Sarma told Swarajya that from 1 to 15 October, all ministers (including himself) and top officials will undertake visits to every village in the state.
“We are naming it Raijyor Xomadhan (solving people’s problems) whose basic objective is to understand the pulse of the people and take governance to their doorsteps,” said Sarma, the architect of the outreach programme.
While other states have also launched programmes to take governance to the doorsteps of the people, what sets the Assam model apart from the rest is that the chief minister and his cabinet colleagues as well as top state officials will visit all the villages personally.
The visits by the CM, Ministers and top officials to the villages will be preceded by visits by officials of all line departments to collate beneficiary data of all government schemes and assess their reach and coverage. These visits, which commenced Tuesday (1 August), will continue till the end of August.
Based on this collection and collation of data, preliminary and confirmatory surveys will be carried out from 1 to 15 September. All the departments tasked with implementation of various welfare programmes and development projects will carry our foolproof verifications between 10 and 20 September.

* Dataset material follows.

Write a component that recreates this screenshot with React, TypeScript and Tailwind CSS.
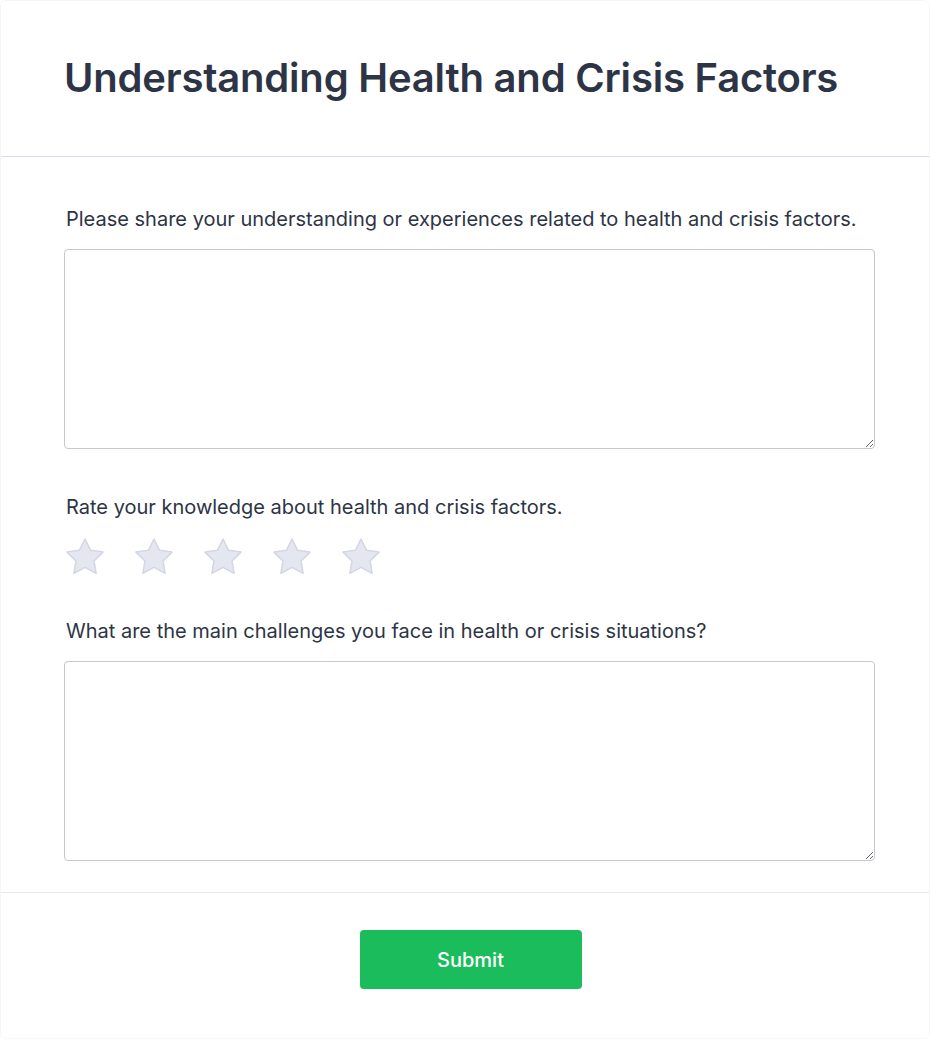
import { useState } from 'react'

const questions = {
  share: 'Please share your understanding or experiences related to health and crisis factors.',
  rate: 'Rate your knowledge about health and crisis factors.',
  challenges: 'What are the main challenges you face in health or crisis situations?',
}

function Star({ active }: { active: boolean }) {
  return (
    <svg viewBox="0 0 24 24" className="h-[46px] w-[46px]" aria-hidden="true">
      <path
        d="M12 2.6l2.9 5.9 6.5.95-4.7 4.6 1.1 6.45L12 17.45 6.2 20.5l1.1-6.45-4.7-4.6 6.5-.95L12 2.6z"
        fill={active ? '#facc15' : '#e5e7f0'}
        stroke={active ? '#eab308' : '#d4d7e3'}
        strokeWidth="0.8"
        strokeLinejoin="round"
      />
    </svg>
  )
}

export default function App() {
  const [rating, setRating] = useState(0)

  return (
    <div className="min-h-screen bg-white font-['Inter',sans-serif] text-[#2d3445]">
      <div className="flex h-[1039px] flex-col rounded-md border border-[#f6f6f9]">
        {/* Header */}
        <div className="border-b border-[#dcdde6] pl-[63px] pt-[57px] pb-[58px]">
          <h1 className="text-[40px] font-semibold leading-10 tracking-[-0.2px]">
            Understanding Health and Crisis Factors
          </h1>
        </div>

        {/* Questions */}
        <div className="flex-1 border-b border-[#e8e9ef] pl-[63px] pr-[54px] pt-12">
          <label className="block pl-[2px] text-xl leading-7">{questions.share}</label>
          <textarea className="mt-4 block h-[200px] w-full rounded border border-[#c5c7d5] bg-white p-3 text-base outline-none" />

          <p className="mt-[44px] pl-[2px] text-xl leading-7">{questions.rate}</p>
          <div className="-ml-[2px] mt-[13px] flex gap-[23px]">
            {[1, 2, 3, 4, 5].map((n) => (
              <button key={n} onClick={() => setRating(n)}>
                <Star active={n <= rating} />
              </button>
            ))}
          </div>

          <label className="mt-[37px] block pl-[2px] text-xl leading-7">{questions.challenges}</label>
          <textarea className="mt-4 block h-[200px] w-full rounded border border-[#c5c7d5] bg-white p-3 text-base outline-none" />
        </div>

        {/* Footer */}
        <div className="flex justify-center pl-[64px] pr-[53px] pt-[37px] pb-[49px]">
          <button className="h-[59px] w-[222px] rounded bg-[#1abc5c] text-xl font-medium text-white">
            Submit
          </button>
        </div>
      </div>
    </div>
  )
}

“All this has been planned and mapped out with a lot of care to ensure that a 100% correct picture of the status of various schemes and projects, their coverage and rate of success is obtained. The visits by all ministers and senior officials from October 1 to 15 will take the outreach programme to its final phase,” said Sarma.
“We will inspect all physical infrastructure and development schemes in the villages, talk to the beneficiaries, find out if anyone or any family has been left out and address all deficiencies and gaps on the spot. During those fifteen days (1 to 15 October), all of us will visit many villages in a day and, between ourselves, will cover all the 25,501 villages in the state,” Sarma said.
Another objective of the outreach programme is to create a unified digital database for faster rollout of future welfare and developmental schemes. “This programme will also enhance people’s collective trust in government institutions and improve the quality of public assets,” Chief Minister Sarma added.
After the outreach programme, every village will have its report card that can be assessed by all departments and the general public. That will act as a ready tool to address development deficiencies in individual villages, help tailor future programmes to plug such deficiencies and usher in transparency in governance, Sarma added.